Ferrán Quetglas

Personal information
- Full name: Ferran Quetglás Lorente
- Date of birth: June 6, 2005 (age 21)
- Place of birth: Palma de Mallorca, Spain
- Height: 1.88 m (6 ft 2 in)
- Position: Goalkeeper

Team information
- Current team: Real Madrid B
- Number: 25

Youth career
- 2013–2022: Mallorca
- 2022–2024: Real Madrid

Senior career*
- Years: Team / Apps / (Gls)
- 2024–2026: Real Madrid C / 25 / (0)
- 2026–: Real Madrid B / 0 / (0)

International career^{‡}
- 2020: Spain U15 / 1 / (0)
- 2021–2022: Spain U17 / 6 / (0)
- 2022: Spain U18 / 1 / (0)
- 2022: Spain U19 / 1 / (0)

= Ferrán Quetglas =

Spanish footballer (born 2005)

Ferrán Quetglas Llorente (born 6 June 2005) is a Spanish footballer who plays as a goalkeeper for Real Madrid Castilla.

==Early life==
Quetglas was born on 6 June 2005 in Palma de Mallorca, Spain.

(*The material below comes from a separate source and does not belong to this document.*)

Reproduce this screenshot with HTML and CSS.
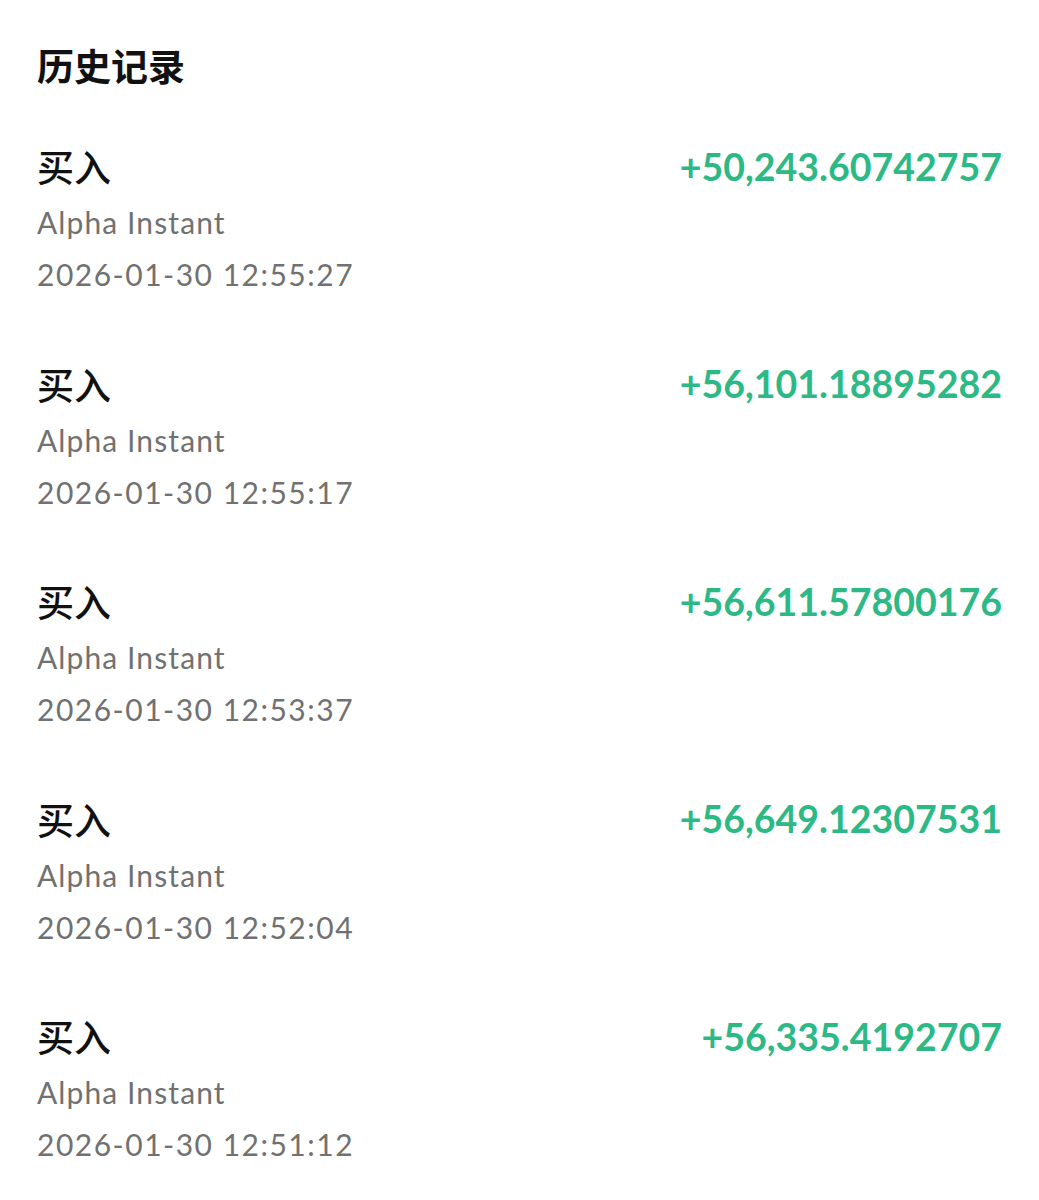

The younger brother of Spanish footballer Toni Quetglas, he started playing football at the age of six.

==Club career==
As a youth player, Quetglas joined the youth academy of Mallorca. In 2020, he joined the youth academy of CD San Francisco, before returning to Mallorca one year later. Subsequently, he joined the youth academy of La Liga side Real Madrid in 2022. Two years later, he was promoted to the club's C team.

==International career==
Quetglas has represented Spain internationally at youth level. While playing for the Spain national under-17 football team, he played for them for 2022 UEFA European Under-17 Championship qualification and the 2022 UEFA European Under-17 Championship.

==Style of play==
Quetglas plays as a goalkeeper and is right-footed. News website Goal wrote in 2022 that he is a "modern goalkeeper who is very agile and powerful between the posts and, in addition, with great play with his feet. His output both short and long are a very useful added value in today's football". The same year, Spanish newspaper Marca compared him to Spain international Iker Casillas.